Both of Edwards' parents were union members, as is his brother today. "The only reason they got healthcare is because they were in a union," he stated. He envisions an America with labor law reform, universal healthcare, education reform, adequate housing, affordable higher education and tax reform.
Edwards would have employers provide healthcare benefits or pay into a government fund that would do the same. He would fund health coverage for everyone by rolling back President Bush's tax cut for the wealthiest 1 percent.
He would fix the "dysfunctions" of No Child Left Behind, invest in early childhood education, provide better pay and training for educators, and ensure affordable college for all qualified students. He recently introduced a plan, known as College for Everybody, that would get hundreds of thousands of students into college. Right now, the program is privately funded on a small scale in North Carolina.
Gov. Bill Richardson
If Bill Richardson were elected president in 2008, he would be the "real education president" Richardson said he would increase salaries, establish a national preschool program and create special academies to emphasize the importance of math and science.
Richardson's other priorities include withdrawing troops from Iraq, making the United States energy independent and creating good-paying jobs.
The governor, who restored collective bargaining in his state shortly after taking office, said he would be a pro-union president who would support card check nationally. "I believe the American workforce is stronger if it is allowed to unionize," he said.
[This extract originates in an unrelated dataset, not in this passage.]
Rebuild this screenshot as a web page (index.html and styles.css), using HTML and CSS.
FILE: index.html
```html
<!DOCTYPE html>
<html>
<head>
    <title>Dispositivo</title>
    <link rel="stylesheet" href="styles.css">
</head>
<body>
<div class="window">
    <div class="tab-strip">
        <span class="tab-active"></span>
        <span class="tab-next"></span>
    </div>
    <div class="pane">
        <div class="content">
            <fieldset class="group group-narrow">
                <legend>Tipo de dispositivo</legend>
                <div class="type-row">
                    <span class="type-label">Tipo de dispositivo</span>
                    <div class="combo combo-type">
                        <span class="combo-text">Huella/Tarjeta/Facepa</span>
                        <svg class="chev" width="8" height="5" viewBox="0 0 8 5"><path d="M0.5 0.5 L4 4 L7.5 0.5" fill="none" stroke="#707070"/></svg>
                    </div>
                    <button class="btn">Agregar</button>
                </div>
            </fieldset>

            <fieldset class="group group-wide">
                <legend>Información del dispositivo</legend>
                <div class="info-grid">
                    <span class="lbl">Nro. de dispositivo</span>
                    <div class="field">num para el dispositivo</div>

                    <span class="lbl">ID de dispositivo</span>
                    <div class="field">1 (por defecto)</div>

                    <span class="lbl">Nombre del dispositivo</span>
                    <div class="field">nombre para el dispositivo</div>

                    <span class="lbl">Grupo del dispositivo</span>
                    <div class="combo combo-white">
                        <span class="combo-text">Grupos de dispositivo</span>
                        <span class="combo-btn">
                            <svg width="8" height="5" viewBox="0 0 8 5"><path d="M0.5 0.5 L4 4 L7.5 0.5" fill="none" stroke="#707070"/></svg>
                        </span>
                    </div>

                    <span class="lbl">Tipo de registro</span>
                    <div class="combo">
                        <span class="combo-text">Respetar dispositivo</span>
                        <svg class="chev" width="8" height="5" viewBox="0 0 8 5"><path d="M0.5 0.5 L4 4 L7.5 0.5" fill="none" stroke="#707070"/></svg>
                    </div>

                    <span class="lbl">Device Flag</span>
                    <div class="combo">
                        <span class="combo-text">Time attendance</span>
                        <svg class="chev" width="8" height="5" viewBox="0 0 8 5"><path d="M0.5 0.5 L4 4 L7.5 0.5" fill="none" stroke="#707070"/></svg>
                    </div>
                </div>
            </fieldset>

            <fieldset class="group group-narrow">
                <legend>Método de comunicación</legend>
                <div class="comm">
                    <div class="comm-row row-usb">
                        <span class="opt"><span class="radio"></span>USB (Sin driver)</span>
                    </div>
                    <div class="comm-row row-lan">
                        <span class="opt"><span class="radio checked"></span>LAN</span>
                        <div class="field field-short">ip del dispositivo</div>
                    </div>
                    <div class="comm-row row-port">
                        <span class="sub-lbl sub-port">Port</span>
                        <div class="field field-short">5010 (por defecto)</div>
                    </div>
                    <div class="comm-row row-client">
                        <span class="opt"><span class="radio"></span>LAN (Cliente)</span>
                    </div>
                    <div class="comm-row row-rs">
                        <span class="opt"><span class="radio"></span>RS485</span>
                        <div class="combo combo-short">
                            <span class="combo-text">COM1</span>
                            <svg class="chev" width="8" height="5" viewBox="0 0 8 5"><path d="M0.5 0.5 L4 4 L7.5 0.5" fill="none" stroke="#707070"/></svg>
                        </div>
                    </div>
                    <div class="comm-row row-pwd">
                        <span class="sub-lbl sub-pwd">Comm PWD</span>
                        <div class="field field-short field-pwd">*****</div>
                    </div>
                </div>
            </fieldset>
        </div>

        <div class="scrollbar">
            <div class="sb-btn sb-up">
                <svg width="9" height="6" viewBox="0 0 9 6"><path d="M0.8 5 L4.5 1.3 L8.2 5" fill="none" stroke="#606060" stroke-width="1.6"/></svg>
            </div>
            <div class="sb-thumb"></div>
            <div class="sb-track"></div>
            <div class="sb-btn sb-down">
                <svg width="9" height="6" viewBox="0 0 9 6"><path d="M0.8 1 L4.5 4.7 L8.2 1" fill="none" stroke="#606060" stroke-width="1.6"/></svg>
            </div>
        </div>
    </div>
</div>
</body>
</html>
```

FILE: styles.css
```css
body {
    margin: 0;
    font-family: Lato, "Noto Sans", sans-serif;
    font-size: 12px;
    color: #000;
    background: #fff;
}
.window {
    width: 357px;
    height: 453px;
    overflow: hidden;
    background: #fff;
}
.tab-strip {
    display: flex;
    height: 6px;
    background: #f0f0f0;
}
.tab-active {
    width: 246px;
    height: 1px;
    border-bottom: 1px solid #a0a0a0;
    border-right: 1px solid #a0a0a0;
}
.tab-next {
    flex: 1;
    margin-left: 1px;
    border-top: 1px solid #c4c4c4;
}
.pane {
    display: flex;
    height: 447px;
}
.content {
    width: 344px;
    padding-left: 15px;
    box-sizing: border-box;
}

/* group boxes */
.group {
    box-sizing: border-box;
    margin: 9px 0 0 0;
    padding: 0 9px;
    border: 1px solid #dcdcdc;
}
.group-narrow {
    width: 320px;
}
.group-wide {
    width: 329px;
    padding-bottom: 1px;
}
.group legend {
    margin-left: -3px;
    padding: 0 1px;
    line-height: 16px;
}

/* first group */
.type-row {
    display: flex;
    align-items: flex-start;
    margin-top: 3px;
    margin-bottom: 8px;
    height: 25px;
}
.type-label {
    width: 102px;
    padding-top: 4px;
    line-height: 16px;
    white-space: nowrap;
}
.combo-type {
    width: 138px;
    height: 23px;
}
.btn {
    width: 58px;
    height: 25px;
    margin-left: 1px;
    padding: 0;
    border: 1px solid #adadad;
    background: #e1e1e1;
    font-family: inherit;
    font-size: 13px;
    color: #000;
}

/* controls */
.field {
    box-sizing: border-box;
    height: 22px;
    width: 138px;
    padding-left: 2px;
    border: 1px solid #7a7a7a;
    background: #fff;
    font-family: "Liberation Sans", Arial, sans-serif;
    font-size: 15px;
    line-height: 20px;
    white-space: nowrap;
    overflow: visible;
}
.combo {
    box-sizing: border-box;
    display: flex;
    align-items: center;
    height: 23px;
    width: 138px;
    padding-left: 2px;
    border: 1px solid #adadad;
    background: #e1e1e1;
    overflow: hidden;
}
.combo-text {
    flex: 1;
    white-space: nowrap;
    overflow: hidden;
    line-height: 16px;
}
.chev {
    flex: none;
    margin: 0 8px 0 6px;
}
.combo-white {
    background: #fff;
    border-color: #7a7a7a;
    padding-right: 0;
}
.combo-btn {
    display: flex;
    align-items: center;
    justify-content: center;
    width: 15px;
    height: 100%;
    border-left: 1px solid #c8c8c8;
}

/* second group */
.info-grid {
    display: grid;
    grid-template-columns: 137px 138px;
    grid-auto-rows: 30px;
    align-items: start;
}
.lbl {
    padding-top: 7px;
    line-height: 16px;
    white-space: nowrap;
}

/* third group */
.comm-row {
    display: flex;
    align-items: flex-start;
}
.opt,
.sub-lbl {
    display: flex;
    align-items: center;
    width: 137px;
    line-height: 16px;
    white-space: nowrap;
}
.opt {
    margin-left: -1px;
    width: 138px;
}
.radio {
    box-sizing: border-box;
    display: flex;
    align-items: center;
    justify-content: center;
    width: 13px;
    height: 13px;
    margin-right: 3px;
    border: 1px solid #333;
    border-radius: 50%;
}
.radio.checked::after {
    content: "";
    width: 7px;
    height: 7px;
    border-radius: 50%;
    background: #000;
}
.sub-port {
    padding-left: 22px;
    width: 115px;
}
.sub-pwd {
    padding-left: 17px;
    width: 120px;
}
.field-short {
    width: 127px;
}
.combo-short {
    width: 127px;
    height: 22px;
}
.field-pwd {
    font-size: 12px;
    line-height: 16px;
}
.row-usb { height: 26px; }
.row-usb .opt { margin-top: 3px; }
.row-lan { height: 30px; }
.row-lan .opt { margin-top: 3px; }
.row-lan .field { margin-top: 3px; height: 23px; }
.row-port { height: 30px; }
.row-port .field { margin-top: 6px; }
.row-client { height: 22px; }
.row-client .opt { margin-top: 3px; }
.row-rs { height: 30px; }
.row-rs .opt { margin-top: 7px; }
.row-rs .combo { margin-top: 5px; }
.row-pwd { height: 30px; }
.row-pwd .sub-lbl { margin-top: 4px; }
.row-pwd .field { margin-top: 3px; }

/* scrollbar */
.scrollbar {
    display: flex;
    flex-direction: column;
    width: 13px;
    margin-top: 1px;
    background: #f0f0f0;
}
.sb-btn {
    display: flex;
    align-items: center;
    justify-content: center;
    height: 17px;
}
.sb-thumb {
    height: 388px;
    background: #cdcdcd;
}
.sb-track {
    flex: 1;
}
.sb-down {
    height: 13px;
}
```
Richardson also pointed out that in his inaugural address as New Mexico's governor, he had pledged to raise salaries across the board for teachers and support staff, who are "just as important" as teachers—an awareness he credited to AFT vice president Kathy Chavez. And he kept his promise, increasing salaries 6 percent. He vowed to do the same as president.
Sen. Barack Obama
It was Sen. Obama's first meeting with the AFT executive council, "but we feel from your background that we already know you," McElroy told the former community organizer and civil rights attorney.
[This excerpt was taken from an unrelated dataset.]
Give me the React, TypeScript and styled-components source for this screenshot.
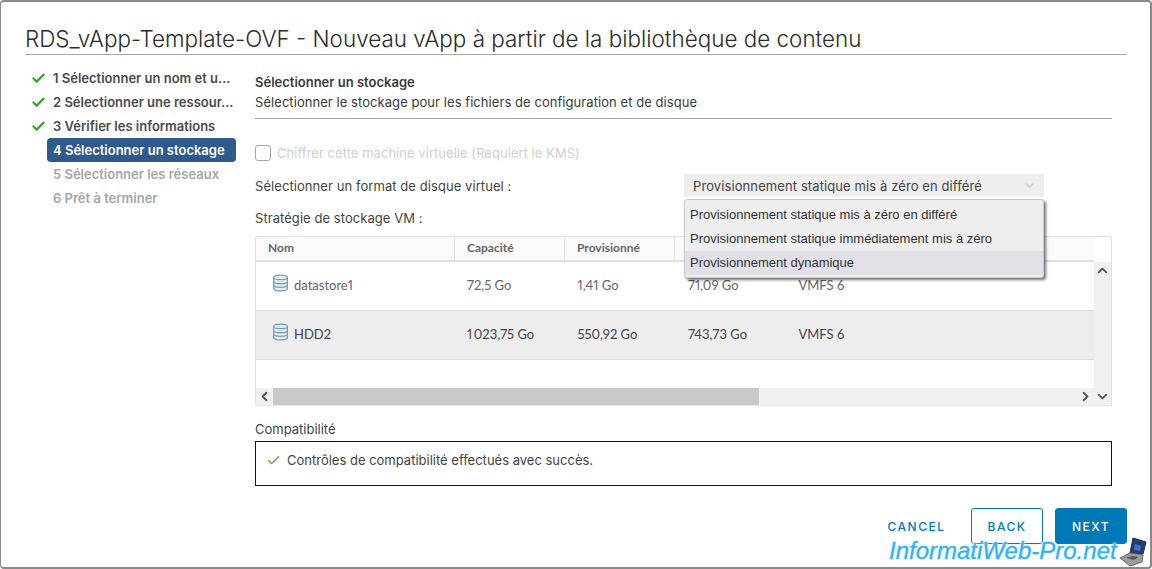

For his part, Obama thanked the union because the first endorsement before his 2004 U.S. Senate win came from the Illinois Federation of Teachers. "This was at a time when no one could pronounce my name he said.
His chief goals as president, Obama said, would include enacting universal healthcare, overhauling education policy and strengthening national labor law. Opposing NCLB isn't an education policy in itself, he said, "but it's a good start.”
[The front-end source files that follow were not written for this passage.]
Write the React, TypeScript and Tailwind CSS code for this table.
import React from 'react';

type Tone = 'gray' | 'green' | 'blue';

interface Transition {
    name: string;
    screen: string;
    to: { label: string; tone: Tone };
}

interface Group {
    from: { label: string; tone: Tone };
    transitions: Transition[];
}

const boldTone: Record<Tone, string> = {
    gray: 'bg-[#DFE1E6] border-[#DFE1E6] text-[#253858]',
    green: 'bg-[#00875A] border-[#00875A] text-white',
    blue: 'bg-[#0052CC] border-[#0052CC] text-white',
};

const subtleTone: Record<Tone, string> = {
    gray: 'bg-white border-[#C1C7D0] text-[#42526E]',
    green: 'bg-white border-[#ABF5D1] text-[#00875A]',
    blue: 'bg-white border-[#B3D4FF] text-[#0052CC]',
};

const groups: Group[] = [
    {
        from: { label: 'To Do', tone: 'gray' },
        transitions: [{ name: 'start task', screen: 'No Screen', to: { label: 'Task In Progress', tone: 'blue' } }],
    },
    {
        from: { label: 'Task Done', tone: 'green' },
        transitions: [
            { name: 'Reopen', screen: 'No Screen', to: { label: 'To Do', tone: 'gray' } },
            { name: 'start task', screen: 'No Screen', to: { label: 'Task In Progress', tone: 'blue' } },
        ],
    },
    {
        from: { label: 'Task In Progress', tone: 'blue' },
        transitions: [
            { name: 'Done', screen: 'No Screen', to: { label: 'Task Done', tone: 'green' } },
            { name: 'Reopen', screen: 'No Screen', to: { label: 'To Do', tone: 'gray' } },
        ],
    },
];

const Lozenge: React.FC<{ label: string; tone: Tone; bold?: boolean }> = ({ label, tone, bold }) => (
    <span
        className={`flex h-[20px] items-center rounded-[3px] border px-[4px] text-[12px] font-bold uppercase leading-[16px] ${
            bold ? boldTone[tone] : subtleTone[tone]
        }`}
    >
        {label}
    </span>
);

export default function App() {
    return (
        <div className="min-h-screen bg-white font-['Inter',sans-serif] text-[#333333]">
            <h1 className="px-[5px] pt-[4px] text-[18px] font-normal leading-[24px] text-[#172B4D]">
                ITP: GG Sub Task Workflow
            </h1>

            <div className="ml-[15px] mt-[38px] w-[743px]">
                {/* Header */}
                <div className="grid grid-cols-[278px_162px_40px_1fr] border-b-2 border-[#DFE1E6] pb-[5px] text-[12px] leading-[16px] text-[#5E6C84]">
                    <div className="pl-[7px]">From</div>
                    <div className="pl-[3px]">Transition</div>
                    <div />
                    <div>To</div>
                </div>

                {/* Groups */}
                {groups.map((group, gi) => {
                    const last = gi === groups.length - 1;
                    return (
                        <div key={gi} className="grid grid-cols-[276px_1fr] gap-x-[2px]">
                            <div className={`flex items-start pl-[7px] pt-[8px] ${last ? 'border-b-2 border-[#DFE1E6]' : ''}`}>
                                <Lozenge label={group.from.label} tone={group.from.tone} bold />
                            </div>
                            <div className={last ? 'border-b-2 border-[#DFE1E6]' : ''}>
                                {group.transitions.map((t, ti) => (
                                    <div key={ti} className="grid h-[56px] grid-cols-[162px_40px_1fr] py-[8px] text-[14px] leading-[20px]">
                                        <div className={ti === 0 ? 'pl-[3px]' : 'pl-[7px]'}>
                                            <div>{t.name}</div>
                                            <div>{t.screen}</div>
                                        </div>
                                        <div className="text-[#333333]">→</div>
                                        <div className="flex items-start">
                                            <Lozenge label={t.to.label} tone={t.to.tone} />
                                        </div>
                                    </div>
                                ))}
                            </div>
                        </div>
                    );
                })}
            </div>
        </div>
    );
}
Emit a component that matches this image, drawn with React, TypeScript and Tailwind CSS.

Obama noted that the half-trillion dollars spent in Iraq could have helped education. "We're going to have to act like grownups for a change,'' he said. Otherwise, we'll create "an America that's a little poorer and a little meaner than the one we inherited."
Trying to differentiate himself from the other candidates, he said: "The question for this union is who you think has the best opportunity not just to win an election but to transform the country. We need someone who can change how America thinks about itself, inspire our country to re-imagine itself. That's something I think I can do."
Sen. Hillary Rodham Clinton
Sen. Clinton is running for president to help the United States "renew our greatness at home and abroad" and restore our common mission and goals: universal healthcare coverage, energy independence, and educational opportunities from preschool through college and beyond.
Clinton, of course, is associated with her husband's effort to promote comprehensive healthcare reform during his first term as president. "Nobody knows better than I how hard that is," she said, but added, "I know it can be done."
She called education "the passport to opportunity" and said the country has a lot of work to do. On No Child Left Behind, she declared, the AFT will get "no argument from me that we need to change it drastically;' and she vowed to oppose any bill that doesn't deal with funding, testing and supplemental services.
Clinton's remarks also addressed education of the very young and those entering adulthood. She supports universal preschool, affordable college, and much more attention on students who don't go to college but aren't getting training to fill many available, good-paying jobs.
"We can't get anything done unless we find the money to do it," she noted, saying one place to find money is by ending the war in Iraq.